■ **Short task**
Restate the data word for word and leave the images out.

■ **Available data**
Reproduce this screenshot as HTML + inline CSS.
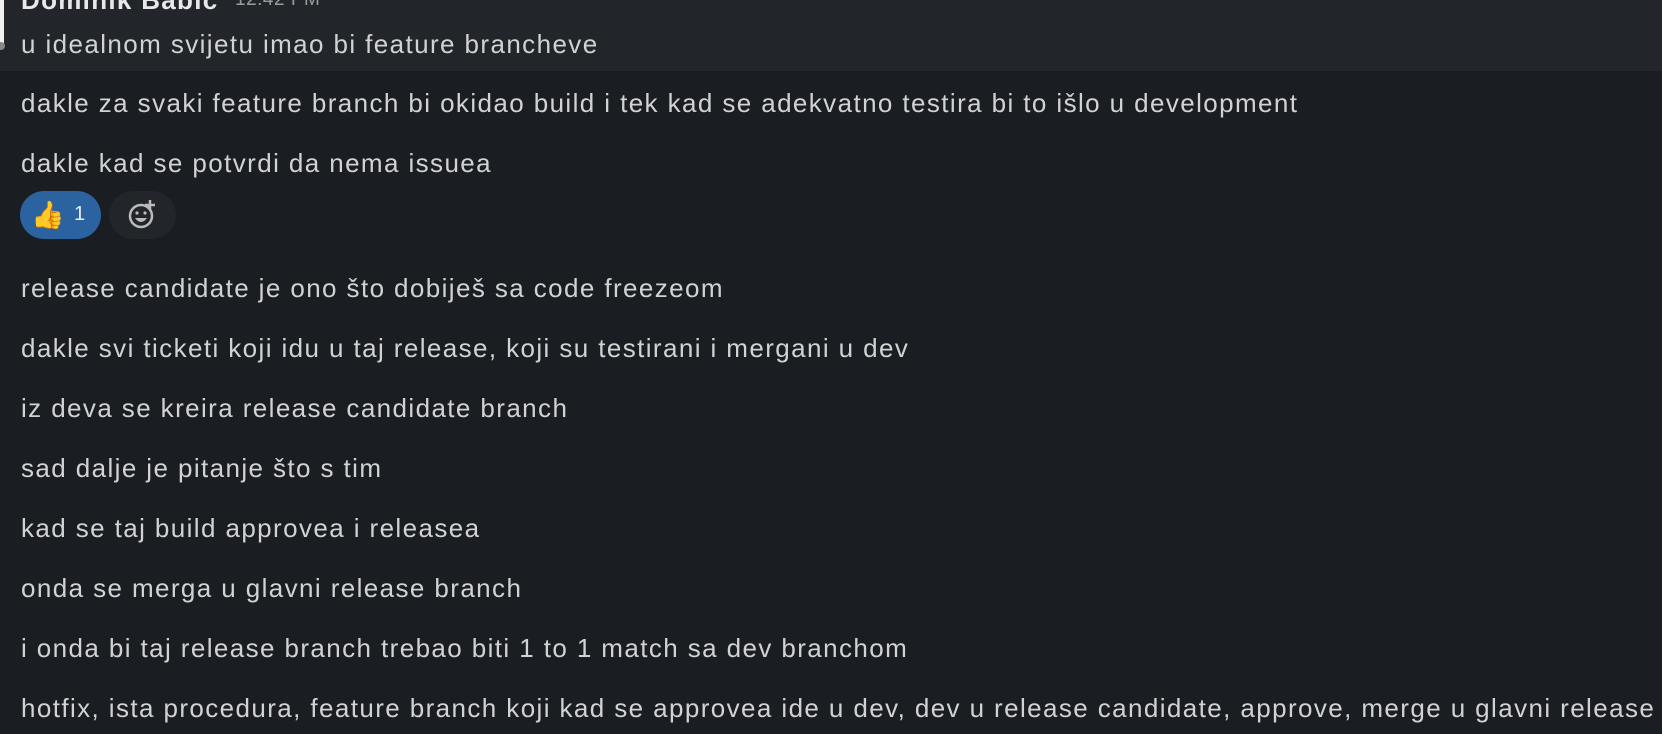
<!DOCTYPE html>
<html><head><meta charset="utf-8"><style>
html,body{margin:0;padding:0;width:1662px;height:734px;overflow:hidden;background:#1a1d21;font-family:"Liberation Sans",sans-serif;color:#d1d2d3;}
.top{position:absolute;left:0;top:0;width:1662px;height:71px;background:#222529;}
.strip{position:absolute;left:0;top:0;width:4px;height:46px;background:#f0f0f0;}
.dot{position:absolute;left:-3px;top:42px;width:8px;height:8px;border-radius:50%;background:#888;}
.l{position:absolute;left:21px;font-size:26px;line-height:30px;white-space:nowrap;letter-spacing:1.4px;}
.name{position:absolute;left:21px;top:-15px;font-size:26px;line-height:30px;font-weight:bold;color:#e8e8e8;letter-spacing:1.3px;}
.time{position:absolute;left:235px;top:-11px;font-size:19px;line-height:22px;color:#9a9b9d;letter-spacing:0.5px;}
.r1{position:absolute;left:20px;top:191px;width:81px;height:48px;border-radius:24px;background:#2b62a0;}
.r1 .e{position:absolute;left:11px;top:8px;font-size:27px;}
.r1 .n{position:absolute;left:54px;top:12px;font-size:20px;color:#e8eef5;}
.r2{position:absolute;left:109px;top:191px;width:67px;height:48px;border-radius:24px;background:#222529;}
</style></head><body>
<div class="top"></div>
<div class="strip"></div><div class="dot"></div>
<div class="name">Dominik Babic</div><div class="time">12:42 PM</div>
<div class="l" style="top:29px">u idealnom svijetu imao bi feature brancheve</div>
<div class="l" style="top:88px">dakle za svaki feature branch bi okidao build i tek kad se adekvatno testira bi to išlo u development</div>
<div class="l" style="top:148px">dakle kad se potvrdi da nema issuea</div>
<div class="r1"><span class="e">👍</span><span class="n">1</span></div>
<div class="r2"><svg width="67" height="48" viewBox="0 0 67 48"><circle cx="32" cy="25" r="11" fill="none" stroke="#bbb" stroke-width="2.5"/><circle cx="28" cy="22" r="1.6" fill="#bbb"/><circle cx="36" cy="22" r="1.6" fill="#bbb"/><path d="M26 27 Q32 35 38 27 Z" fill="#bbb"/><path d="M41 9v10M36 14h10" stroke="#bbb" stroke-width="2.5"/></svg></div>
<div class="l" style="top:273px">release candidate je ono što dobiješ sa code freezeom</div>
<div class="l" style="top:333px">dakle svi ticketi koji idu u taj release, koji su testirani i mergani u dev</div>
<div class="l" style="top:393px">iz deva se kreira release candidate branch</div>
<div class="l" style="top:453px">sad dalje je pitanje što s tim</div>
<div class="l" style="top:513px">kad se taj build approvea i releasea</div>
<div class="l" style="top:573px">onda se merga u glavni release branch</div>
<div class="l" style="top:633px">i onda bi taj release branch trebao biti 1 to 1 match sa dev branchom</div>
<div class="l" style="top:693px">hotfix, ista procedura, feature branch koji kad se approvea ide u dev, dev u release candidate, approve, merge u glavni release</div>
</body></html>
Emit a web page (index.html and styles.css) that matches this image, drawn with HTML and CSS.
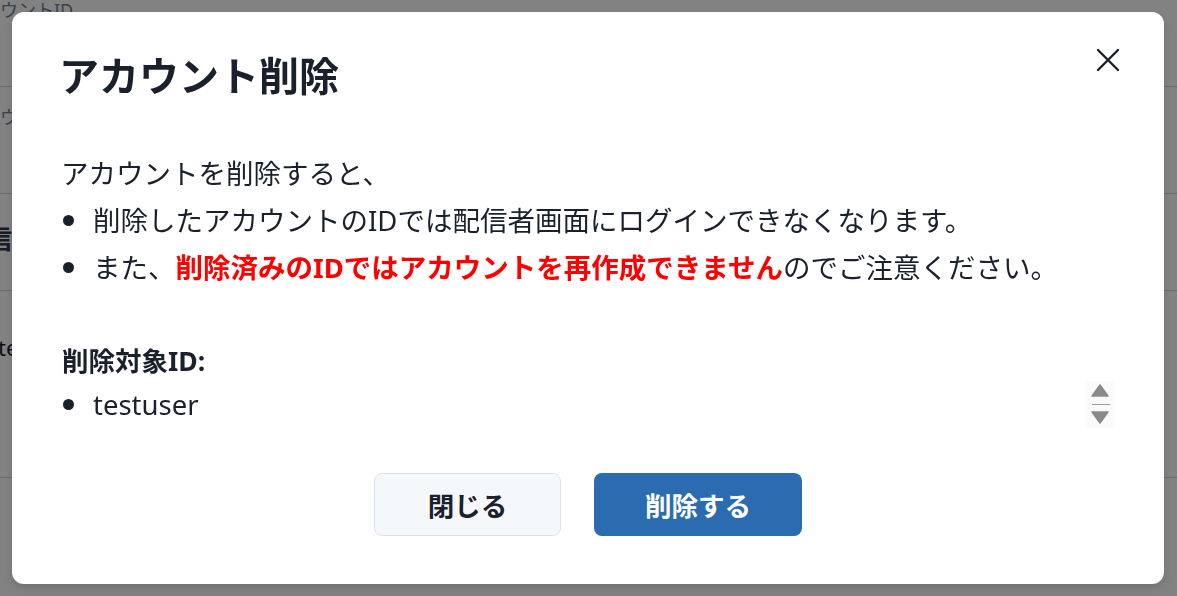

■ **Response for this exercise**
Reproduce this screenshot as HTML + inline CSS.
<!DOCTYPE html>
<html><head><meta charset="utf-8"><style>
html,body{margin:0;padding:0;width:1662px;height:734px;overflow:hidden;background:#1a1d21;font-family:"Liberation Sans",sans-serif;color:#d1d2d3;}
.top{position:absolute;left:0;top:0;width:1662px;height:71px;background:#222529;}
.strip{position:absolute;left:0;top:0;width:4px;height:46px;background:#f0f0f0;}
.dot{position:absolute;left:-3px;top:42px;width:8px;height:8px;border-radius:50%;background:#888;}
.l{position:absolute;left:21px;font-size:26px;line-height:30px;white-space:nowrap;letter-spacing:1.4px;}
.name{position:absolute;left:21px;top:-15px;font-size:26px;line-height:30px;font-weight:bold;color:#e8e8e8;letter-spacing:1.3px;}
.time{position:absolute;left:235px;top:-11px;font-size:19px;line-height:22px;color:#9a9b9d;letter-spacing:0.5px;}
.r1{position:absolute;left:20px;top:191px;width:81px;height:48px;border-radius:24px;background:#2b62a0;}
.r1 .e{position:absolute;left:11px;top:8px;font-size:27px;}
.r1 .n{position:absolute;left:54px;top:12px;font-size:20px;color:#e8eef5;}
.r2{position:absolute;left:109px;top:191px;width:67px;height:48px;border-radius:24px;background:#222529;}
</style></head><body>
<div class="top"></div>
<div class="strip"></div><div class="dot"></div>
<div class="name">Dominik Babic</div><div class="time">12:42 PM</div>
<div class="l" style="top:29px">u idealnom svijetu imao bi feature brancheve</div>
<div class="l" style="top:88px">dakle za svaki feature branch bi okidao build i tek kad se adekvatno testira bi to išlo u development</div>
<div class="l" style="top:148px">dakle kad se potvrdi da nema issuea</div>
<div class="r1"><span class="e">👍</span><span class="n">1</span></div>
<div class="r2"><svg width="67" height="48" viewBox="0 0 67 48"><circle cx="32" cy="25" r="11" fill="none" stroke="#bbb" stroke-width="2.5"/><circle cx="28" cy="22" r="1.6" fill="#bbb"/><circle cx="36" cy="22" r="1.6" fill="#bbb"/><path d="M26 27 Q32 35 38 27 Z" fill="#bbb"/><path d="M41 9v10M36 14h10" stroke="#bbb" stroke-width="2.5"/></svg></div>
<div class="l" style="top:273px">release candidate je ono što dobiješ sa code freezeom</div>
<div class="l" style="top:333px">dakle svi ticketi koji idu u taj release, koji su testirani i mergani u dev</div>
<div class="l" style="top:393px">iz deva se kreira release candidate branch</div>
<div class="l" style="top:453px">sad dalje je pitanje što s tim</div>
<div class="l" style="top:513px">kad se taj build approvea i releasea</div>
<div class="l" style="top:573px">onda se merga u glavni release branch</div>
<div class="l" style="top:633px">i onda bi taj release branch trebao biti 1 to 1 match sa dev branchom</div>
<div class="l" style="top:693px">hotfix, ista procedura, feature branch koji kad se approvea ide u dev, dev u release candidate, approve, merge u glavni release</div>
</body></html>
Emit a web page (index.html and styles.css) that matches this image, drawn with HTML and CSS.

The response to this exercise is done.